Going back to knowledge management, how can we handle the knowledge of experts in their 50s and 60s, knowing that their neural pathways are changing?  Instead of thinking about it as declining brain functions, what are the strengths we can expect from broader connectivity among networks in the brains of the more experienced professionals in an organization?  

And are there any useful parallels between neuron networking in the brain and people networking in organizations?

A young brain is specializing within sections of the brain.  The equivalent in an organization might be specialized communities of practice.  They are building expertise within narrow knowledge domains but not connecting well with the broader system.  An older brain connects more across networks.  In an organization, the equivalent might be crosscutting networks that make much greater use of systems thinking and see how the narrowly defined communities of practice are or should be connected. 

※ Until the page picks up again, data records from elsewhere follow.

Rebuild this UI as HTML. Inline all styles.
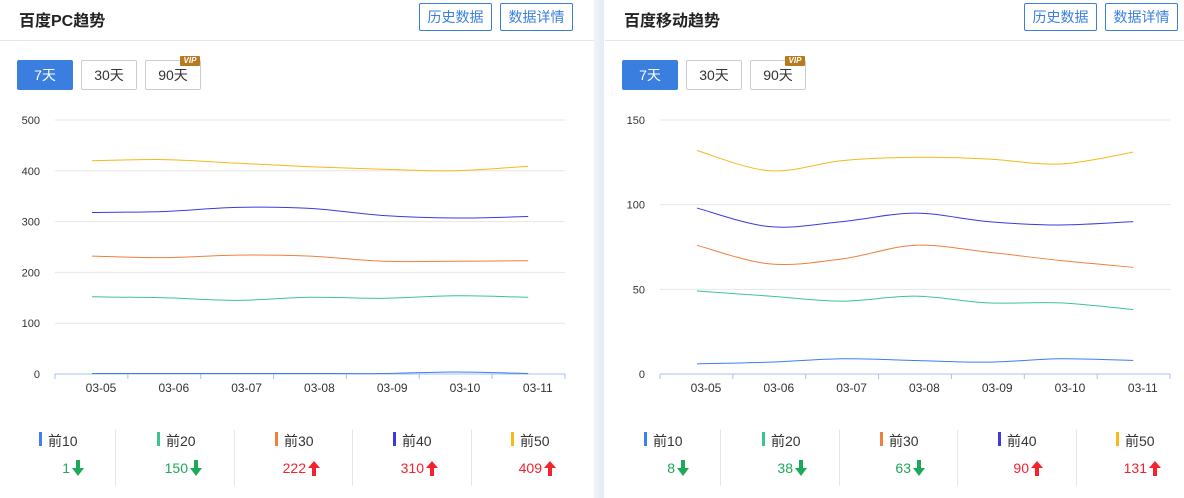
<!DOCTYPE html>
<html><head><meta charset="utf-8">
<style>
*{box-sizing:border-box;margin:0;padding:0}
body{width:1184px;height:498px;overflow:hidden;background:#fff;font-family:"Liberation Sans","Noto Sans CJK SC",sans-serif;position:relative}
.gap{position:absolute;left:594px;top:0;width:10px;height:498px;background:linear-gradient(90deg,#f0f3f8,#e4ebf6)}
.a{position:absolute;white-space:nowrap}
.title{font-size:16px;font-weight:bold;color:#222;top:7px}
.hb{top:3px;height:28px;border:1px solid #3a7fe0;border-radius:2px;color:#3a7fe0;font-size:14px;line-height:26px;text-align:center;width:73px}
.hl{top:40px;height:1px;background:#e6e6e6}
.tb{top:60px;height:30px;width:56px;border:1px solid #ccc;border-radius:2px;font-size:14px;line-height:28px;text-align:center;color:#333}
.tb.on{background:#3a7fe0;border-color:#3a7fe0;color:#fff}
.vip{width:20px;height:10px;background:#b87a1e;color:#fff;font-size:8px;line-height:10px;text-align:center;font-weight:bold;font-style:italic;border-radius:1px}
.lg{font-size:14px;color:#333;top:431px}
.bar{width:3px;height:14px;top:432px}
.val{font-size:14px;top:460px;text-align:right;width:60px}
.sep{top:430px;width:1px;height:56px;background:#e6e6e6}
</style></head><body>
<div class="gap"></div>
<div id="root"></div>
<svg id="sv" width="1184" height="498" style="position:absolute;left:0;top:0" font-family="Liberation Sans" font-size="11"></svg>
<script>
const R=document.getElementById('root'),S=document.getElementById('sv');
let html='',svg='';
function panel(ox,w,title,ymax,step,data,vals,dirs){
 html+=`<div class="a title" style="left:${ox+19}px">${title}</div>`;
 html+=`<div class="a hb" style="left:${ox+419}px">历史数据</div><div class="a hb" style="left:${ox+500}px">数据详情</div>`;
 html+=`<div class="a hl" style="left:${ox}px;width:${w}px"></div>`;
 html+=`<div class="a tb on" style="left:${ox+17}px">7天</div><div class="a tb" style="left:${ox+81}px">30天</div><div class="a tb" style="left:${ox+145}px">90天</div><div class="a vip" style="left:${ox+180}px;top:56px">VIP</div>`;
 const x0=ox+55,x1=ox+565,yb=374,yt=120;
 for(let v=0;v<=ymax;v+=step){const y=yb-(v/ymax)*(yb-yt);
  if(v>0)svg+=`<line x1="${x0}" x2="${x1}" y1="${y}" y2="${y}" stroke="#e6e6e6"/>`;
  svg+=`<text x="${ox+40}" y="${y+4}" text-anchor="end" fill="#333">${v}</text>`;}
 svg+=`<line x1="${x0}" x2="${x1}" y1="${yb}" y2="${yb}" stroke="#a9c1ee"/>`;
 for(let i=0;i<8;i++){const x=x0+i*(x1-x0)/7;svg+=`<line x1="${x}" x2="${x}" y1="${yb}" y2="${yb+5}" stroke="#a9c1ee"/>`;}
 const labs=['03-05','03-06','03-07','03-08','03-09','03-10','03-11'];
 labs.forEach((l,i)=>svg+=`<text x="${ox+101+i*72.8}" y="392" text-anchor="middle" fill="#333" font-size="12">${l}</text>`);
 const cols=['#3d7ef0','#3cc490','#f07f3c','#3a3ae0','#f5b91a'];
 data.forEach((d,k)=>{
  const p=d.map((v,i)=>[ox+92+i*72.7,yb-(v/ymax)*(yb-yt)]);
  let s=`M${p[0][0]},${p[0][1]}`;
  for(let i=0;i<p.length-1;i++){const a=p[Math.max(0,i-1)],b=p[i],c=p[i+1],e=p[Math.min(p.length-1,i+2)];
   s+=` C${b[0]+(c[0]-a[0])/6},${b[1]+(c[1]-a[1])/6} ${c[0]-(e[0]-b[0])/6},${c[1]-(e[1]-b[1])/6} ${c[0]},${c[1]}`;}
  svg+=`<path d="${s}" fill="none" stroke="${cols[k]}" stroke-width="1"/>`;
  const bx=ox+39+118*k;
  html+=`<div class="a bar" style="left:${bx}px;background:${cols[k]}"></div><div class="a lg" style="left:${bx+9}px">前${(k+1)*10}</div>`;
  if(k>0)html+=`<div class="a sep" style="left:${ox+115+118*(k-1)+(k-1)*0.5}px"></div>`;
  const up=dirs[k],col=up?'#f5222d':'#1ea85a';
  html+=`<div class="a val" style="left:${bx+33-60-2}px;color:${col}">${vals[k]}</div>`;
  const ax=bx+33;
  svg+= up?`<path d="M${ax+6},461 L${ax+12},468 L${ax+8},468 L${ax+8},476 L${ax+4},476 L${ax+4},468 L${ax},468 Z" fill="${col}"/>`
          :`<path d="M${ax+4},460 L${ax+8},460 L${ax+8},468 L${ax+12},468 L${ax+6},476 L${ax},468 L${ax+4},468 Z" fill="${col}"/>`;
 });
}
panel(0,594,'百度PC趋势',500,100,[[1,1,1,1,1,4,1],[152,150,145,151,149,154,151],[232,229,234,232,222,222,223],[318,320,328,326,312,307,310],[420,422,415,408,403,400,409]],[1,150,222,310,409],[0,0,1,1,1]);
panel(605,579,'百度移动趋势',150,50,[[6,7,9,8,7,9,8],[49,46,43,46,42,42,38],[76,65,68,76,72,67,63],[98,87,90,95,90,88,90],[132,120,126,128,127,124,131]],[8,38,63,90,131],[0,0,0,1,1]);
R.innerHTML=html;S.innerHTML=svg;
</script>
</body></html>
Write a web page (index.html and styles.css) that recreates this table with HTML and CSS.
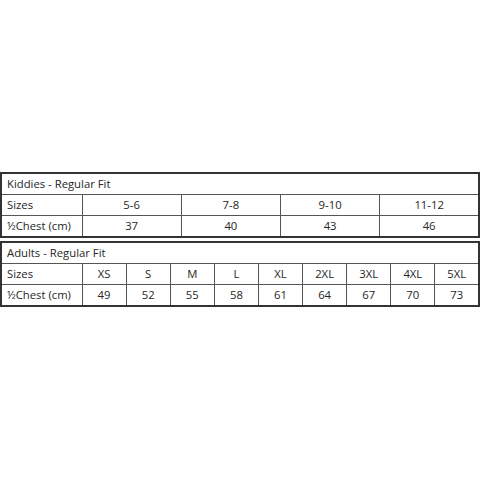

To be more specific, the individual communities in a Yammer (enterprise social) network are the specialized segments of the organizational brain while the Yammer network itself is the more broadly integrated, aging brain.  The younger employees might feel more comfortable engaging in the specialized communities of practice.  The more seasoned employees might be at ease engaging across communities, or making the connections across the communities.

While this resonates personally, I can't say that I have any evidence that this is indeed happening.  Considering that the aging brain isn't very flexible, it makes it challenging to ask the so-called "experts" to engage in new ways, using new communications platforms like Yammer. Knowing that, how can we still leverage the aging brains' valuable expertise and strengths in seeing the bigger picture, the broadly networked picture, the whole system?